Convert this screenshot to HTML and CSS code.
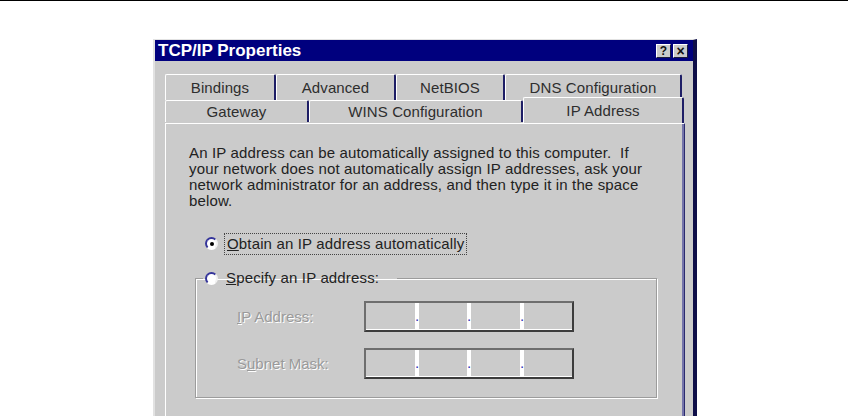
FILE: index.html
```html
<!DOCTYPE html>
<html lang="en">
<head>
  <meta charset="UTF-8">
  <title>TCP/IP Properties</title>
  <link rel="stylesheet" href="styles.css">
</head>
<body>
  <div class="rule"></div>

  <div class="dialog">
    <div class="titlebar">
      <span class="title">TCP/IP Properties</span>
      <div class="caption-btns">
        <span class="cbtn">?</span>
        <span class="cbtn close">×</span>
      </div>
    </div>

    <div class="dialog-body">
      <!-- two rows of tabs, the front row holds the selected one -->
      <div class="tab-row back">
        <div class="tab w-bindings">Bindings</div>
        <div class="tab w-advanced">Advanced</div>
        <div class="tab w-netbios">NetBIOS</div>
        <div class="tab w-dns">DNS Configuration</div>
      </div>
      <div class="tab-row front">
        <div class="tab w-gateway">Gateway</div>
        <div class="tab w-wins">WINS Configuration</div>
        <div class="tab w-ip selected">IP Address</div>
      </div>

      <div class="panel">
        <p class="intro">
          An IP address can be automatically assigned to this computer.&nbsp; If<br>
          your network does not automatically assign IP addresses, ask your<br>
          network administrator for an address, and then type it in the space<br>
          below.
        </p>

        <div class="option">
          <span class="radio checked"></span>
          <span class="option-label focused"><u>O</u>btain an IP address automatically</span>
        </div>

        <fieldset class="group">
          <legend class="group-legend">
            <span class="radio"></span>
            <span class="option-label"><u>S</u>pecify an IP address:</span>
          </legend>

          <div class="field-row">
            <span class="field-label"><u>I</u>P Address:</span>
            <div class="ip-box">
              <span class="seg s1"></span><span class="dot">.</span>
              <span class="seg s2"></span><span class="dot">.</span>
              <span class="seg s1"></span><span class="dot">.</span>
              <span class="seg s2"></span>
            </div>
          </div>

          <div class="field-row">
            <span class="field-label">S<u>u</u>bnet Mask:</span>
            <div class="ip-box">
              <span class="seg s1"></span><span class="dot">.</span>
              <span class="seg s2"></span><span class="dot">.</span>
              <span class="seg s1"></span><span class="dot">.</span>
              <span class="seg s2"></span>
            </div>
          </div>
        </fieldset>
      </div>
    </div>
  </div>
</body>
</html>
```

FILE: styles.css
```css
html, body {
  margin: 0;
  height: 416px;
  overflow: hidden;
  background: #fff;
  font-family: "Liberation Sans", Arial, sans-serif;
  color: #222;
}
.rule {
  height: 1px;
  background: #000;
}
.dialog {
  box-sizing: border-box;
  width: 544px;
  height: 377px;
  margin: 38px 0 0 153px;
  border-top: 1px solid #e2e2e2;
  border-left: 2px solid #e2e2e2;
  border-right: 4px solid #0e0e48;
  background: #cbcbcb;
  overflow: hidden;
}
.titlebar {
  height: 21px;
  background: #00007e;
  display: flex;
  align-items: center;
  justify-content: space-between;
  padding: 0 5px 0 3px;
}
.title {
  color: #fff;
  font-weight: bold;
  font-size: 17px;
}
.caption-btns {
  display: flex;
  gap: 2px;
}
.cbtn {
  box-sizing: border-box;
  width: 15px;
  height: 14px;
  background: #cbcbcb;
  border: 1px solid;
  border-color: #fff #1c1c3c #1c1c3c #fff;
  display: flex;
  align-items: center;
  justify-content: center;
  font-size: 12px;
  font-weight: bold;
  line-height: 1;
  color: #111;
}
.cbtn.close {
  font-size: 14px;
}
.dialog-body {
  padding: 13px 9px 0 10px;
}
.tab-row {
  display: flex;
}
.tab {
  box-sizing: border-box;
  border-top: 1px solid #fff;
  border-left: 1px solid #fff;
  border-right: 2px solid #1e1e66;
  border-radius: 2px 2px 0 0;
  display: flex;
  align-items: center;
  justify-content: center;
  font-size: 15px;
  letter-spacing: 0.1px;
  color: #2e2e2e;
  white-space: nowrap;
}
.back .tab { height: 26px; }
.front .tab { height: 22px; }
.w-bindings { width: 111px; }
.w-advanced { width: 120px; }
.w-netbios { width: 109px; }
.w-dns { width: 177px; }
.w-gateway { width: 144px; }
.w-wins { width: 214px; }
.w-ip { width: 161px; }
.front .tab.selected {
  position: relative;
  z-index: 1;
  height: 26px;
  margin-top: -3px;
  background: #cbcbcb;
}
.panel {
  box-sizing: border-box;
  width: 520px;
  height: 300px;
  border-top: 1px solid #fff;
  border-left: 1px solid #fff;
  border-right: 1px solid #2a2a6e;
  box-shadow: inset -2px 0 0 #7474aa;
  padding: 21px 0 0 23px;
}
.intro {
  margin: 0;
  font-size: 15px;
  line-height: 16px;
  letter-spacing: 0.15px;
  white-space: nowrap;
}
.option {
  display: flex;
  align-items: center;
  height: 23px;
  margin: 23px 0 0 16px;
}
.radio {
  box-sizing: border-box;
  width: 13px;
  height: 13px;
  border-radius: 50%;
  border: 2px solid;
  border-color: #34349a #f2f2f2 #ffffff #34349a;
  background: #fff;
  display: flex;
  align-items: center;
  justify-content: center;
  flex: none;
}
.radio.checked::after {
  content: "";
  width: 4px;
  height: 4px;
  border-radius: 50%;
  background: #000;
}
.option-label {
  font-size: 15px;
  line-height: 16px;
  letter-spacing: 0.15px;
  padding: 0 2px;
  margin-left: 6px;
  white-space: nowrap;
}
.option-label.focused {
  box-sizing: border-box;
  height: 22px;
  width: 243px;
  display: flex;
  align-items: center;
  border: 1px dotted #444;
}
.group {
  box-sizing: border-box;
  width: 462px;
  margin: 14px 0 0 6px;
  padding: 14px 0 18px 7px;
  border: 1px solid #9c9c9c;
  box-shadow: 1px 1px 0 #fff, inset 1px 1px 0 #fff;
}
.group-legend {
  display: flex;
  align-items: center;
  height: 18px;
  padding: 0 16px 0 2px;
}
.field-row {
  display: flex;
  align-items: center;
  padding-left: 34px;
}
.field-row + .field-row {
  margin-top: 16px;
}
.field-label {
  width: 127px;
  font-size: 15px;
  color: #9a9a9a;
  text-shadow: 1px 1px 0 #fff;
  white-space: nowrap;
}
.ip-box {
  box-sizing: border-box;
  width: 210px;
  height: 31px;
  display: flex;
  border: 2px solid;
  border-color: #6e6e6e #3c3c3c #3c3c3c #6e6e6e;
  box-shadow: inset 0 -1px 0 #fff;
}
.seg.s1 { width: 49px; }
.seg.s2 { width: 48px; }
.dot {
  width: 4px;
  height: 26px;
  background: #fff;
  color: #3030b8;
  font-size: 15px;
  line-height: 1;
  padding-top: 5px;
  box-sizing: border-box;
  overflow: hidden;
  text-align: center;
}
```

::::

** BRIEF **
Write the full listing out again with every line unchanged, but include no pictures.

** RESPONSE **
Convert this screenshot to HTML and CSS code.
FILE: index.html
```html
<!DOCTYPE html>
<html lang="en">
<head>
  <meta charset="UTF-8">
  <title>TCP/IP Properties</title>
  <link rel="stylesheet" href="styles.css">
</head>
<body>
  <div class="rule"></div>

  <div class="dialog">
    <div class="titlebar">
      <span class="title">TCP/IP Properties</span>
      <div class="caption-btns">
        <span class="cbtn">?</span>
        <span class="cbtn close">×</span>
      </div>
    </div>

    <div class="dialog-body">
      <!-- two rows of tabs, the front row holds the selected one -->
      <div class="tab-row back">
        <div class="tab w-bindings">Bindings</div>
        <div class="tab w-advanced">Advanced</div>
        <div class="tab w-netbios">NetBIOS</div>
        <div class="tab w-dns">DNS Configuration</div>
      </div>
      <div class="tab-row front">
        <div class="tab w-gateway">Gateway</div>
        <div class="tab w-wins">WINS Configuration</div>
        <div class="tab w-ip selected">IP Address</div>
      </div>

      <div class="panel">
        <p class="intro">
          An IP address can be automatically assigned to this computer.&nbsp; If<br>
          your network does not automatically assign IP addresses, ask your<br>
          network administrator for an address, and then type it in the space<br>
          below.
        </p>

        <div class="option">
          <span class="radio checked"></span>
          <span class="option-label focused"><u>O</u>btain an IP address automatically</span>
        </div>

        <fieldset class="group">
          <legend class="group-legend">
            <span class="radio"></span>
            <span class="option-label"><u>S</u>pecify an IP address:</span>
          </legend>

          <div class="field-row">
            <span class="field-label"><u>I</u>P Address:</span>
            <div class="ip-box">
              <span class="seg s1"></span><span class="dot">.</span>
              <span class="seg s2"></span><span class="dot">.</span>
              <span class="seg s1"></span><span class="dot">.</span>
              <span class="seg s2"></span>
            </div>
          </div>

          <div class="field-row">
            <span class="field-label">S<u>u</u>bnet Mask:</span>
            <div class="ip-box">
              <span class="seg s1"></span><span class="dot">.</span>
              <span class="seg s2"></span><span class="dot">.</span>
              <span class="seg s1"></span><span class="dot">.</span>
              <span class="seg s2"></span>
            </div>
          </div>
        </fieldset>
      </div>
    </div>
  </div>
</body>
</html>
```

FILE: styles.css
```css
html, body {
  margin: 0;
  height: 416px;
  overflow: hidden;
  background: #fff;
  font-family: "Liberation Sans", Arial, sans-serif;
  color: #222;
}
.rule {
  height: 1px;
  background: #000;
}
.dialog {
  box-sizing: border-box;
  width: 544px;
  height: 377px;
  margin: 38px 0 0 153px;
  border-top: 1px solid #e2e2e2;
  border-left: 2px solid #e2e2e2;
  border-right: 4px solid #0e0e48;
  background: #cbcbcb;
  overflow: hidden;
}
.titlebar {
  height: 21px;
  background: #00007e;
  display: flex;
  align-items: center;
  justify-content: space-between;
  padding: 0 5px 0 3px;
}
.title {
  color: #fff;
  font-weight: bold;
  font-size: 17px;
}
.caption-btns {
  display: flex;
  gap: 2px;
}
.cbtn {
  box-sizing: border-box;
  width: 15px;
  height: 14px;
  background: #cbcbcb;
  border: 1px solid;
  border-color: #fff #1c1c3c #1c1c3c #fff;
  display: flex;
  align-items: center;
  justify-content: center;
  font-size: 12px;
  font-weight: bold;
  line-height: 1;
  color: #111;
}
.cbtn.close {
  font-size: 14px;
}
.dialog-body {
  padding: 13px 9px 0 10px;
}
.tab-row {
  display: flex;
}
.tab {
  box-sizing: border-box;
  border-top: 1px solid #fff;
  border-left: 1px solid #fff;
  border-right: 2px solid #1e1e66;
  border-radius: 2px 2px 0 0;
  display: flex;
  align-items: center;
  justify-content: center;
  font-size: 15px;
  letter-spacing: 0.1px;
  color: #2e2e2e;
  white-space: nowrap;
}
.back .tab { height: 26px; }
.front .tab { height: 22px; }
.w-bindings { width: 111px; }
.w-advanced { width: 120px; }
.w-netbios { width: 109px; }
.w-dns { width: 177px; }
.w-gateway { width: 144px; }
.w-wins { width: 214px; }
.w-ip { width: 161px; }
.front .tab.selected {
  position: relative;
  z-index: 1;
  height: 26px;
  margin-top: -3px;
  background: #cbcbcb;
}
.panel {
  box-sizing: border-box;
  width: 520px;
  height: 300px;
  border-top: 1px solid #fff;
  border-left: 1px solid #fff;
  border-right: 1px solid #2a2a6e;
  box-shadow: inset -2px 0 0 #7474aa;
  padding: 21px 0 0 23px;
}
.intro {
  margin: 0;
  font-size: 15px;
  line-height: 16px;
  letter-spacing: 0.15px;
  white-space: nowrap;
}
.option {
  display: flex;
  align-items: center;
  height: 23px;
  margin: 23px 0 0 16px;
}
.radio {
  box-sizing: border-box;
  width: 13px;
  height: 13px;
  border-radius: 50%;
  border: 2px solid;
  border-color: #34349a #f2f2f2 #ffffff #34349a;
  background: #fff;
  display: flex;
  align-items: center;
  justify-content: center;
  flex: none;
}
.radio.checked::after {
  content: "";
  width: 4px;
  height: 4px;
  border-radius: 50%;
  background: #000;
}
.option-label {
  font-size: 15px;
  line-height: 16px;
  letter-spacing: 0.15px;
  padding: 0 2px;
  margin-left: 6px;
  white-space: nowrap;
}
.option-label.focused {
  box-sizing: border-box;
  height: 22px;
  width: 243px;
  display: flex;
  align-items: center;
  border: 1px dotted #444;
}
.group {
  box-sizing: border-box;
  width: 462px;
  margin: 14px 0 0 6px;
  padding: 14px 0 18px 7px;
  border: 1px solid #9c9c9c;
  box-shadow: 1px 1px 0 #fff, inset 1px 1px 0 #fff;
}
.group-legend {
  display: flex;
  align-items: center;
  height: 18px;
  padding: 0 16px 0 2px;
}
.field-row {
  display: flex;
  align-items: center;
  padding-left: 34px;
}
.field-row + .field-row {
  margin-top: 16px;
}
.field-label {
  width: 127px;
  font-size: 15px;
  color: #9a9a9a;
  text-shadow: 1px 1px 0 #fff;
  white-space: nowrap;
}
.ip-box {
  box-sizing: border-box;
  width: 210px;
  height: 31px;
  display: flex;
  border: 2px solid;
  border-color: #6e6e6e #3c3c3c #3c3c3c #6e6e6e;
  box-shadow: inset 0 -1px 0 #fff;
}
.seg.s1 { width: 49px; }
.seg.s2 { width: 48px; }
.dot {
  width: 4px;
  height: 26px;
  background: #fff;
  color: #3030b8;
  font-size: 15px;
  line-height: 1;
  padding-top: 5px;
  box-sizing: border-box;
  overflow: hidden;
  text-align: center;
}
```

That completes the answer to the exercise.